I have never found it difficult to get the exact chord I want, including Mmaj7, using slash/substitutions or the various techniques cited by Andrew and Matt Finley (particularly HERE.)

But now I realize you are trying to replicate an exact recorded track. May I suggest that if you’re trying to “get it close to the organ part in a Wes Montgomery recording” and you’re “just aiming to use it for practice,” then perhaps BIAB is not the best tool for this purpose?

Attempting to use BIAB to absolutely faithfully reproduce a commercial track note-for-note is like trying to drive in a nail with a screw-driver. It’s not the best tool for that. BIAB never promised to be a track duplicator, and jazz, in particular, is too complex harmonically for any RealStyle to perfectly replicate the recording of a particular artist.

I love it to make my own original arrangements.

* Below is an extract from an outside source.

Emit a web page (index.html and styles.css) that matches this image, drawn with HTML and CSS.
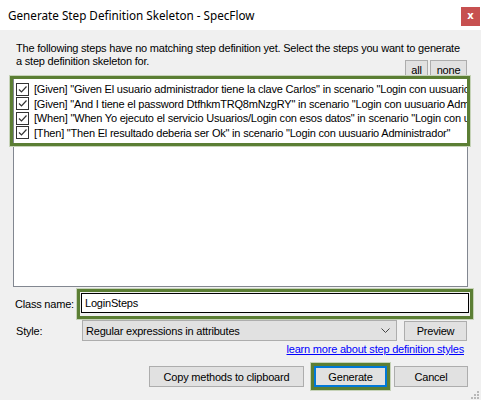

But if I ever needed to duplicate note-for-note a commercial track I would not use BIAB, but instead a DAW, sample libraries, my ears and, if necessary, some tools like Melodyne and RipX to isolate and duplicate something if I want it to be a note-perfect copy. RipX (also Spectralayers) can isolate instruments in a recording and make separate stems, and RipX can actually convert any separate instrument in a recording to MIDI, which could then trigger a sample. Melodyne can also identify the exact notes inside a chord, which is handy too.

Anyway, since you are just wanting to practice with the track, HERE (Play) is your track which I ran through RipX and told it to take out the guitar, which took less than 5 minutes. That’s what some people do to make practice recordings for any particular instrument. This would be faster and more accurate for your purposes. You can hear the guitar in a few places that the program did not catch, but that is easily edited too (but would have taken three or four more minutes and I just wanted to show how easy this is.)

Of course, if you wanted to replay the Organ, you could also do that, and there are a few tools that play a great sounding B3, even with automatic chords like BB, but the best is Toontrack Session Organ You could also use RipX or Melodyne to convert the isolated organ to MIDI and trigger it with the Toontrack sound. It is also possible to combine Rips of separate stems with a BIAB session, but this requires more tweaking to align the timing, but is reasoably easy too.

Don't get me wrong, I think BIAB is absolutely fantastic for making tracks to practice to. But in your case it seems you want very specific duplication of a track, so in this instance perhaps you could do it better, or quicker, with other tools.